Written task: List all lines of the data containing the word "that".

Given information:

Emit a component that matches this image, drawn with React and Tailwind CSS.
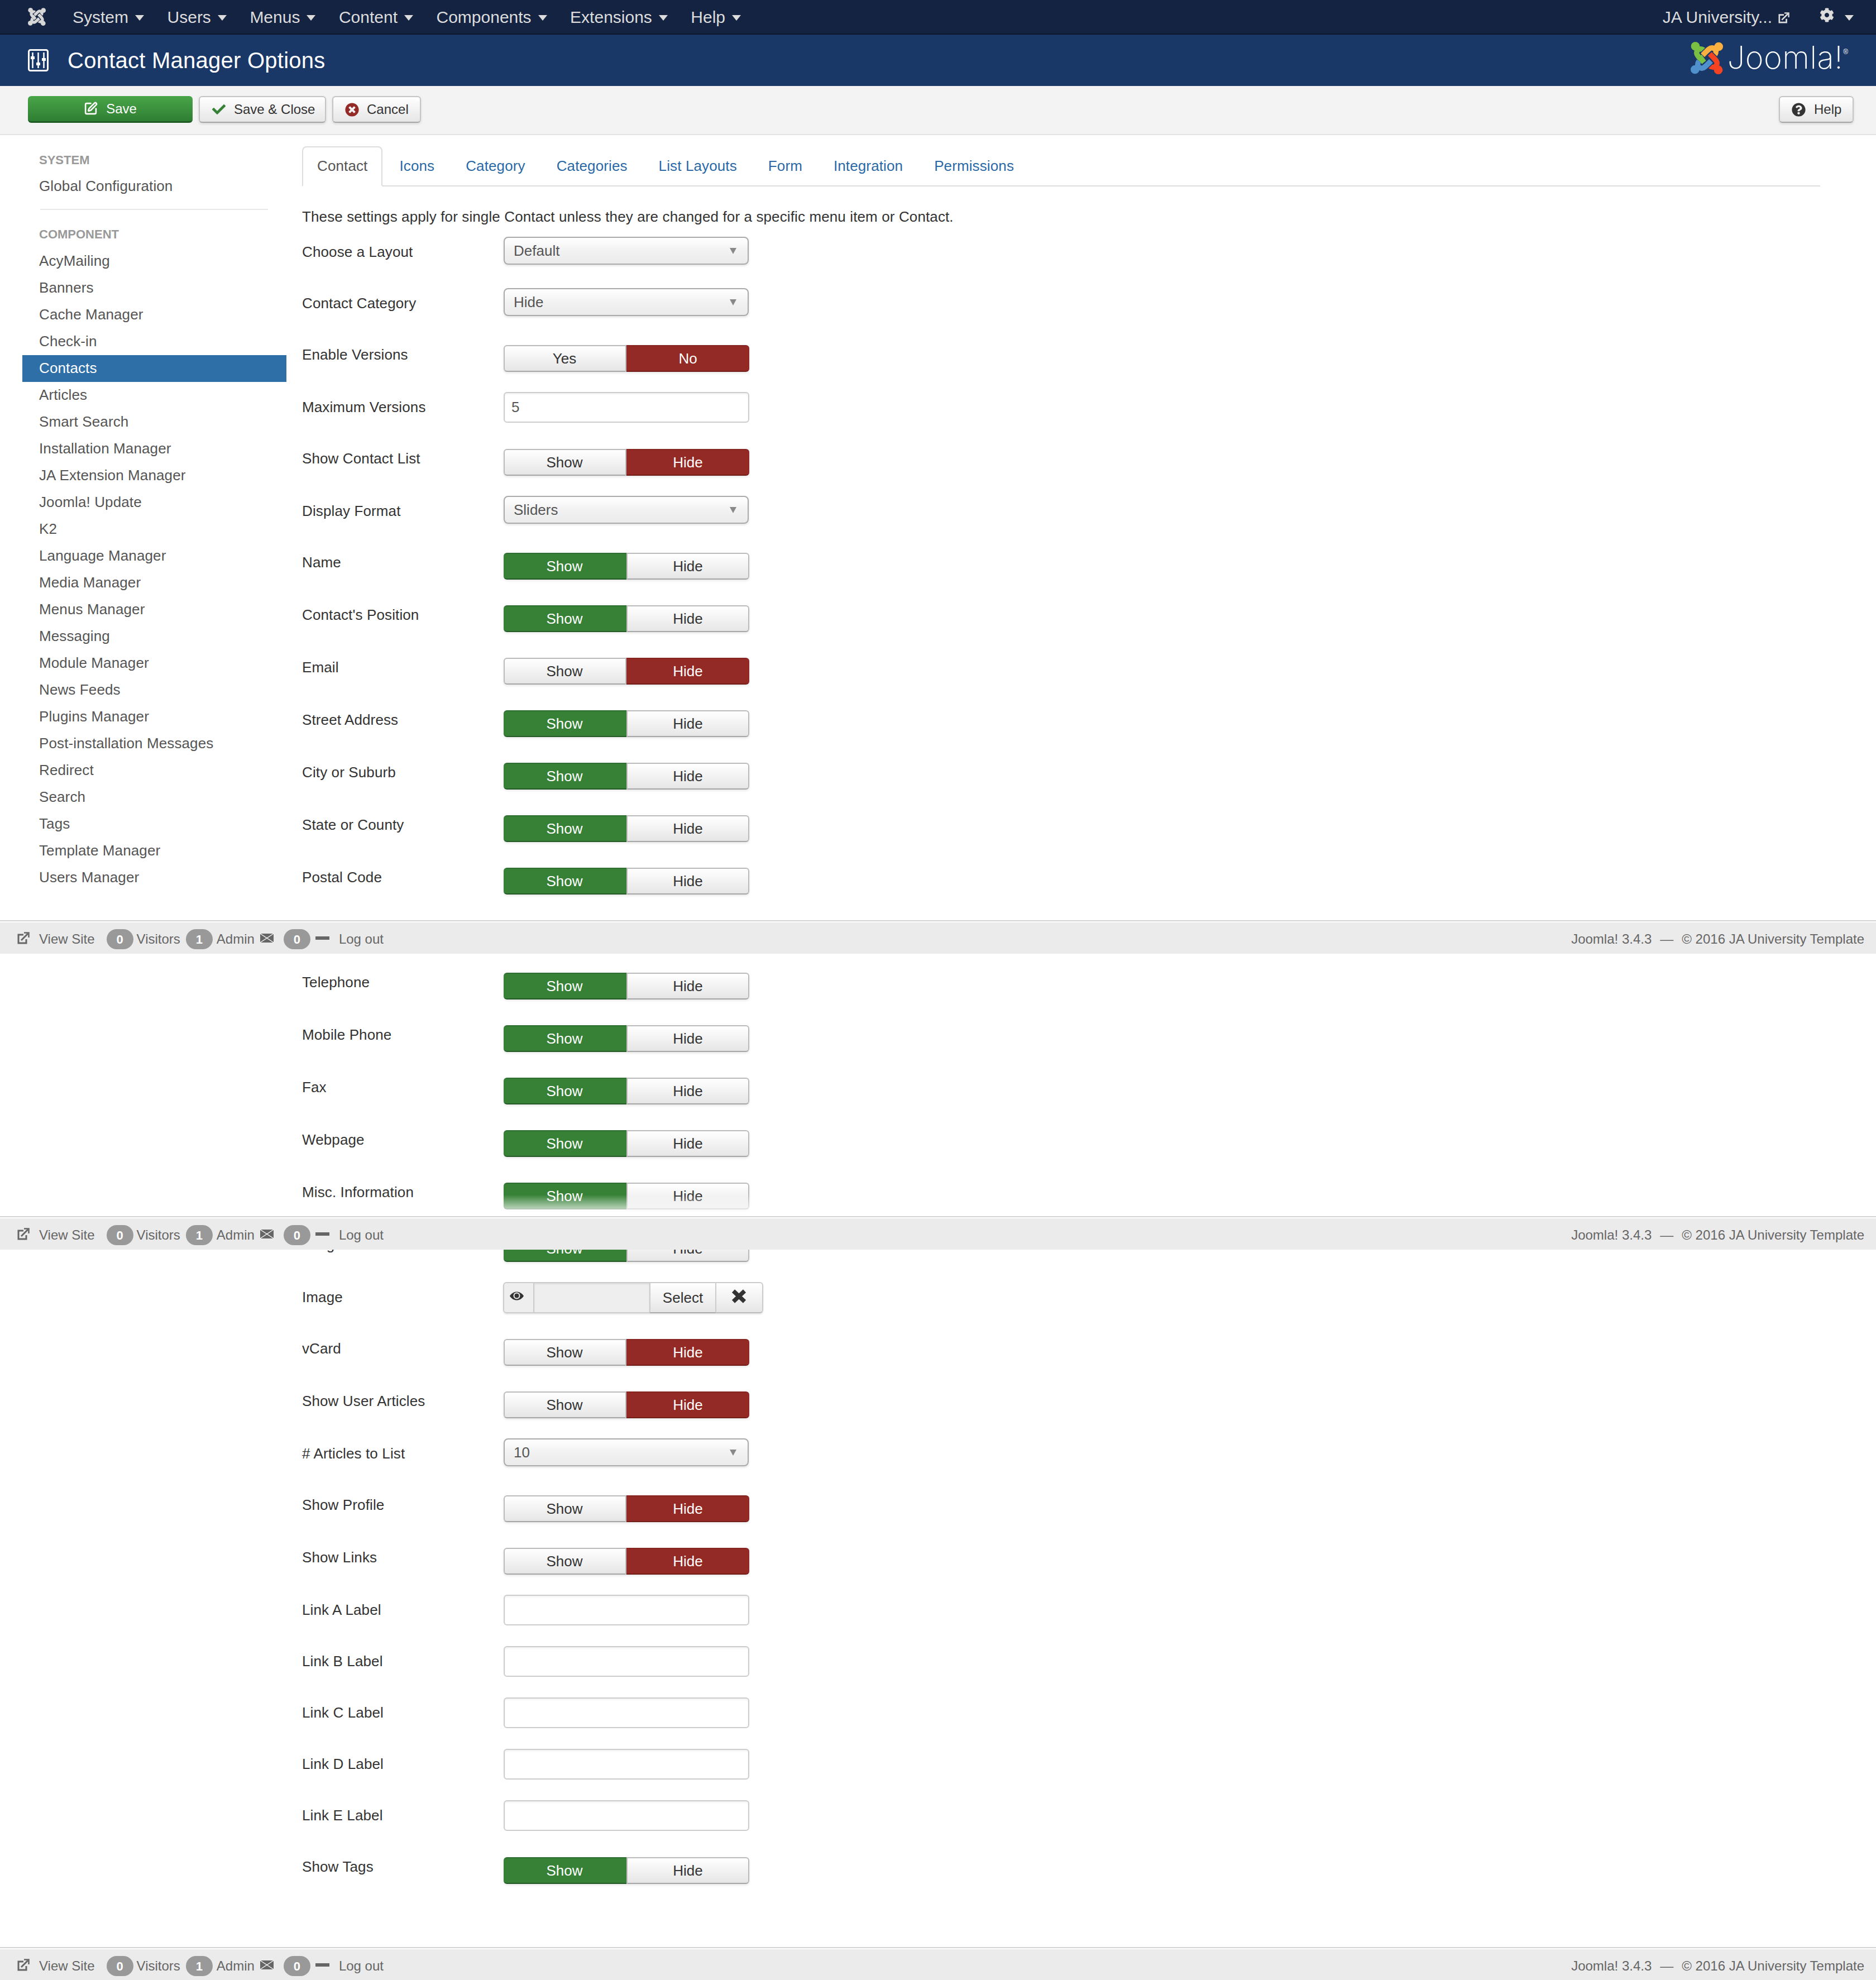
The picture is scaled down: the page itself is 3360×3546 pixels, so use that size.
import React from "react"
import { FaCheck, FaTimesCircle, FaQuestionCircle, FaCog } from "react-icons/fa"
import { SquarePen } from "lucide-react"

const menu = ["System", "Users", "Menus", "Content", "Components", "Extensions", "Help"]
const tabs = ["Icons", "Category", "Categories", "List Layouts", "Form", "Integration", "Permissions"]
const components = [
  "AcyMailing", "Banners", "Cache Manager", "Check-in", "Contacts", "Articles", "Smart Search",
  "Installation Manager", "JA Extension Manager", "Joomla! Update", "K2", "Language Manager",
  "Media Manager", "Menus Manager", "Messaging", "Module Manager", "News Feeds", "Plugins Manager",
  "Post-installation Messages", "Redirect", "Search", "Tags", "Template Manager", "Users Manager",
]

// Joomla mark, one hook repeated four times around the centre
const hook = "M112 80 C92 66 74 74 72 94 C71 106 82 116 112 146"
const JoomlaMark = ({ className, colors, gap }) => (
  <svg viewBox="40 34 176 178" className={className}>
    {colors.map((color, i) => (
      <g key={i} transform={`rotate(${i * 90} 128 123)`}>
        <path d={hook} fill="none" stroke={gap} strokeWidth="38" strokeLinecap="butt" />
        <path d={hook} fill="none" stroke={color} strokeWidth="29" strokeLinecap="butt" />
        <circle cx="65" cy="58" r="24" fill={color} />
        <circle cx="78" cy="74" r="17" fill={color} />
      </g>
    ))}
    <path d="M88 112 L112 146" fill="none" stroke={colors[0]} strokeWidth="29" />
  </svg>
)

const OutIcon = ({ className }) => (
  <svg viewBox="0 0 22 22" fill="none" stroke="currentColor" className={className}>
    <path d="M11 5H2v15h14v-7" strokeWidth="3" />
    <path d="M7 15 19 3" strokeWidth="3" />
    <path d="M12 1.5h8.5V10" strokeWidth="2.5" />
  </svg>
)

const Caret = ({ className }) => (
  <span className={`inline-block w-0 h-0 border-x-[8px] border-t-[10px] border-x-transparent ${className}`} />
)

const TitleIcon = () => (
  <svg viewBox="0 0 37 40" fill="none" stroke="white" className="w-[37px] h-[40px]">
    <rect x="1.5" y="1.5" width="34" height="37" rx="3" strokeWidth="3" />
    <path d="M8.5 6v28M18.5 6v28M28.5 6v28" strokeWidth="2.5" />
    <rect x="5" y="13" width="7" height="5" fill="white" stroke="none" />
    <rect x="15" y="24" width="7" height="5" fill="white" stroke="none" />
    <rect x="25" y="16" width="7" height="5" fill="white" stroke="none" />
  </svg>
)

const TopBar = () => (
  <div className="h-[62px] bg-[#132341] border-b-2 border-[#0c1729] flex items-center pl-[50px] pr-[40px] text-[30px] text-[#dcdcdc]">
    <JoomlaMark className="w-[32px] h-[32px]" colors={["#d6d6d6", "#d6d6d6", "#d6d6d6", "#d6d6d6"]} gap="#132341" />
    <div className="flex items-center ml-[48px] gap-[41.5px]">
      {menu.map((item) => (
        <div key={item} className="flex items-center gap-[12px]">
          <span>{item}</span>
          <Caret className="border-t-[#dcdcdc] mt-[4px]" />
        </div>
      ))}
    </div>
    <div className="ml-auto flex items-center">
      <span>JA University...</span>
      <OutIcon className="w-[20px] h-[20px] ml-[11px] mt-[3px]" />
      <FaCog className="w-[26px] h-[26px] ml-[54px] -mt-[6px]" />
      <Caret className="border-t-[#dcdcdc] ml-[19px] mt-[4px]" />
    </div>
  </div>
)

const TitleBar = () => (
  <div className="h-[92px] bg-[#1a3867] flex items-center pl-[50px] pr-[50px]">
    <TitleIcon />
    <h1 className="ml-[34px] text-[40px] tracking-[0.25px] text-white">Contact Manager Options</h1>
    <div className="ml-auto flex items-center -mt-[8px]">
      <JoomlaMark className="w-[58px] h-[58px]" colors={["#7ac143", "#fbb040", "#f44321", "#5091cd"]} gap="#1a3867" />
      <span className="ml-[8px] -mt-[3px] text-[56px] tracking-[0.5px] leading-none font-extralight text-white font-['Inter',sans-serif]">Joomla!</span>
      <span className="self-start mt-[12px] text-[12px] leading-none text-white">®</span>
    </div>
  </div>
)

const lightBtn = "h-[48px] flex items-center rounded-[6px] border-2 border-[#c4c4c4] border-b-[#a6a6a6] bg-linear-to-b from-white to-[#e6e6e6] shadow-[0_2px_4px_rgba(0,0,0,0.12)] text-[24px] text-[#333]"

const Toolbar = () => (
  <div className="h-[88px] bg-[#f3f3f3] border-b-2 border-[#e3e3e3] flex items-center pl-[50px] pr-[40px] pb-[2px]">
    <button className="w-[295px] h-[48px] flex items-center justify-center gap-[15px] rounded-[6px] border-b-[3px] border-[#1f5b23] bg-linear-to-b from-[#49a549] to-[#2f7f32] text-[24px] text-white">
      <SquarePen className="w-[25px] h-[25px]" strokeWidth={2.5} />
      <span>Save</span>
    </button>
    <button className={`${lightBtn} w-[228px] ml-[11px] pl-[22px]`}>
      <FaCheck className="w-[24px] h-[24px] text-[#378137]" />
      <span className="ml-[15px]">Save &amp; Close</span>
    </button>
    <button className={`${lightBtn} w-[159px] ml-[11px] pl-[21px]`}>
      <FaTimesCircle className="w-[25px] h-[25px] text-[#942a25]" />
      <span className="ml-[14px]">Cancel</span>
    </button>
    <button className={`${lightBtn} w-[134px] ml-auto pl-[21px]`}>
      <FaQuestionCircle className="w-[25px] h-[25px] text-[#333]" />
      <span className="ml-[15px]">Help</span>
    </button>
  </div>
)

const Sidebar = () => (
  <aside className="w-[473px] ml-[40px] pt-[27px] text-[26px] tracking-[0.12px] text-[#555]">
    <div className="pl-[30px] h-[36px] leading-[36px] text-[22px] tracking-normal font-bold text-[#999]">SYSTEM</div>
    <div className="pl-[30px] mt-[4px] h-[48px] leading-[48px]">Global Configuration</div>
    <div className="ml-[32px] w-[408px] h-[2px] mt-[17px] bg-[#e8e8e8]" />
    <div className="pl-[30px] mt-[26px] h-[36px] leading-[36px] text-[22px] tracking-normal font-bold text-[#999]">COMPONENT</div>
    <ul className="mt-[6px]">
      {components.map((name) => (
        <li key={name} className={`pl-[30px] h-[48px] leading-[46px] ${name === "Contacts" ? "bg-[#2f6fa8] text-white" : ""}`}>
          {name}
        </li>
      ))}
    </ul>
  </aside>
)

const Tabs = () => (
  <div className="h-[72px] border-b-2 border-[#ddd] flex text-[26px] tracking-[0.12px]">
    <div className="h-[72px] px-[25px] rounded-t-[8px] border-2 border-[#ddd] border-b-white bg-white text-[#555] leading-[66px]">Contact</div>
    {tabs.map((tab) => (
      <div key={tab} className="ml-[4px] px-[26px] text-[#2a69a6] leading-[70px]">{tab}</div>
    ))}
  </div>
)

const Row = ({ label, tall, children }) => (
  <div className={`relative flex text-[26px] text-[#333] ${tall ? "h-[94px]" : "h-[92px]"}`}>
    <label className="w-[361px] mt-[10px] h-[36px] leading-[34px] tracking-[0.12px]">{label}</label>
    {children}
  </div>
)

const Select = ({ label, value }) => (
  <Row label={label}>
    <div className="w-[439px] h-[50px] pl-[16px] pr-[20px] flex items-center justify-between rounded-[8px] border-2 border-[#aaa] bg-linear-to-b from-white via-[#f2f2f2] to-[#ebebeb] shadow-[0_2px_4px_rgba(0,0,0,0.12)] text-[#555]">
      <span>{value}</span>
      <span className="w-0 h-0 border-x-[6px] border-t-[11px] border-x-transparent border-t-[#888]" />
    </div>
  </Row>
)

const TextField = ({ label, value = "" }) => (
  <Row label={label}>
    <input
      readOnly
      value={value}
      className="w-[440px] h-[55px] px-[12px] rounded-[6px] border-2 border-[#ccc] bg-white shadow-[inset_0_2px_3px_rgba(0,0,0,0.06)] text-[26px] text-[#555] outline-none"
    />
  </Row>
)

const offSide = "border-2 border-[#bbb] border-b-[#a6a6a6] bg-linear-to-b from-white to-[#e6e6e6] text-[#333]"
const greenSide = "border-t-2 border-b-2 border-t-[#2f6f31] border-b-[#235a26] bg-[#378137] text-white"
const redSide = "border-t-2 border-b-2 border-t-[#852420] border-b-[#741e1a] bg-[#942a25] text-white"

// on = which half is lit: "left" is green, "right" is red
const Toggle = ({ label, left = "Show", right = "Hide", on, fade }) => (
  <Row label={label} tall>
    <div className="mt-[10px] w-[440px] h-[48px] flex text-[26px] shadow-[0_2px_4px_rgba(0,0,0,0.1)] rounded-[6px]">
      <div className={`w-[220px] pr-[2px] flex items-center justify-center rounded-l-[6px] ${on === "left" ? greenSide : offSide}`}>{left}</div>
      <div className={`w-[220px] flex items-center justify-center rounded-r-[6px] ${on === "right" ? redSide : offSide}`}>{right}</div>
    </div>
    {fade && <div className="absolute left-0 right-0 top-[32px] h-[38px] bg-linear-to-b from-white/0 to-white" />}
  </Row>
)

const ImageField = () => (
  <Row label="Image">
    <div className="w-[466px] h-[56px] -ml-[1px] flex rounded-[6px] shadow-[0_2px_3px_rgba(0,0,0,0.1)] text-[26px]">
      <div className="w-[56px] pt-[15px] pl-[10px] rounded-l-[6px] border-2 border-[#ccc] bg-[#eee]">
        <svg viewBox="0 0 25 16" className="w-[25px] h-[16px]">
          <path d="M0 8C6-2 19-2 25 8 19 18 6 18 0 8Z" fill="#333" />
          <circle cx="12.5" cy="7.5" r="6" fill="#eee" />
          <circle cx="12.5" cy="7.5" r="4" fill="#333" />
        </svg>
      </div>
      <div className="w-[206px] border-y-2 border-[#ccc] bg-[#eee] shadow-[inset_0_2px_3px_rgba(0,0,0,0.08)]" />
      <div className="w-[120px] flex items-center justify-center border-2 border-[#ccc] border-b-[#aaa] bg-linear-to-b from-white to-[#e6e6e6] text-[#333]">Select</div>
      <div className="w-[84px] pt-[11px] pl-[27px] rounded-r-[6px] border-2 border-l-0 border-[#ccc] border-b-[#bbb] bg-linear-to-b from-white to-[#e6e6e6]">
        <svg viewBox="0 0 27 25" className="w-[27px] h-[25px]">
          <path d="M3.5 3 23.5 22M23.5 3 3.5 22" stroke="#333" strokeWidth="7.5" fill="none" />
        </svg>
      </div>
    </div>
  </Row>
)

const Badge = ({ children, className }) => (
  <span className={`w-[48px] h-[36px] rounded-[18px] bg-[#999] text-white text-[22px] font-bold flex items-center justify-center ${className}`}>{children}</span>
)

const StatusBar = ({ className = "" }) => (
  <div className={`relative z-10 h-[60px] border-t-2 border-[#d4d4d4] pt-[2px] bg-white shrink-0 ${className}`}>
    <div className="h-[56px] pt-[4px] bg-[#ebebeb] flex items-center pl-[31px] pr-[21px] text-[24px] text-[#666]">
      <OutIcon className="w-[22px] h-[22px] -mt-[4px]" />
      <span className="ml-[17px]">View Site</span>
      <Badge className="ml-[21px]">0</Badge>
      <span className="ml-[6px]">Visitors</span>
      <Badge className="ml-[10px]">1</Badge>
      <span className="ml-[7px]">Admin</span>
      <svg viewBox="0 0 24 16" className="w-[24px] h-[16px] ml-[10px] -mt-[4px]">
        <rect width="24" height="16" fill="#666" />
        <path d="M0 0 24 16M24 0 0 16" stroke="white" strokeWidth="1.2" />
      </svg>
      <Badge className="ml-[18px]">0</Badge>
      <span className="ml-[9px] w-[25px] h-[6px] bg-[#666] -mt-[4px]" />
      <span className="ml-[17px]">Log out</span>
      <div className="ml-auto flex gap-[15px]">
        <span>Joomla! 3.4.3</span>
        <span>—</span>
        <span>© 2016 JA University Template</span>
      </div>
    </div>
  </div>
)

export default function App() {
  return (
    <div className="h-[3546px] overflow-hidden bg-white font-['Liberation_Sans',Arial,sans-serif]">
      <TopBar />
      <TitleBar />
      <Toolbar />

      <section className="flex">
        <Sidebar />
        <div className="flex-1 ml-[28px] pr-[100px] pt-[20px]">
          <Tabs />
          <p className="mt-[36px] mb-[18px] h-[36px] leading-[36px] text-[26px] tracking-[0.12px] text-[#333]">
            These settings apply for single Contact unless they are changed for a specific menu item or Contact.
          </p>
          <Select label="Choose a Layout" value="Default" />
          <Select label="Contact Category" value="Hide" />
          <Toggle label="Enable Versions" left="Yes" right="No" on="right" />
          <TextField label="Maximum Versions" value="5" />
          <Toggle label="Show Contact List" on="right" />
          <Select label="Display Format" value="Sliders" />
          <Toggle label="Name" on="left" />
          <Toggle label="Contact's Position" on="left" />
          <Toggle label="Email" on="right" />
          <Toggle label="Street Address" on="left" />
          <Toggle label="City or Suburb" on="left" />
          <Toggle label="State or County" on="left" />
          <Toggle label="Postal Code" on="left" />
        </div>
      </section>

      <StatusBar className="mt-[10px]" />

      <section className="ml-[541px] pt-[24px]">
        <Toggle label="Telephone" on="left" />
        <Toggle label="Mobile Phone" on="left" />
        <Toggle label="Fax" on="left" />
        <Toggle label="Webpage" on="left" />
        <Toggle label="Misc. Information" on="left" fade />
      </section>

      <StatusBar className="-mt-[24px] -mb-[36px]" />

      <section className="ml-[541px] pb-[77px]">
        <Toggle label="Image" on="left" />
        <ImageField />
        <Toggle label="vCard" on="right" />
        <Toggle label="Show User Articles" on="right" />
        <Select label="# Articles to List" value="10" />
        <Toggle label="Show Profile" on="right" />
        <Toggle label="Show Links" on="right" />
        <TextField label="Link A Label" />
        <TextField label="Link B Label" />
        <TextField label="Link C Label" />
        <TextField label="Link D Label" />
        <TextField label="Link E Label" />
        <Toggle label="Show Tags" on="left" />
      </section>

      <StatusBar />
    </div>
  )
}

Result:
Emit a component that matches this image, drawn with React and Tailwind CSS.
The picture is scaled down: the page itself is 3360×3546 pixels, so use that size.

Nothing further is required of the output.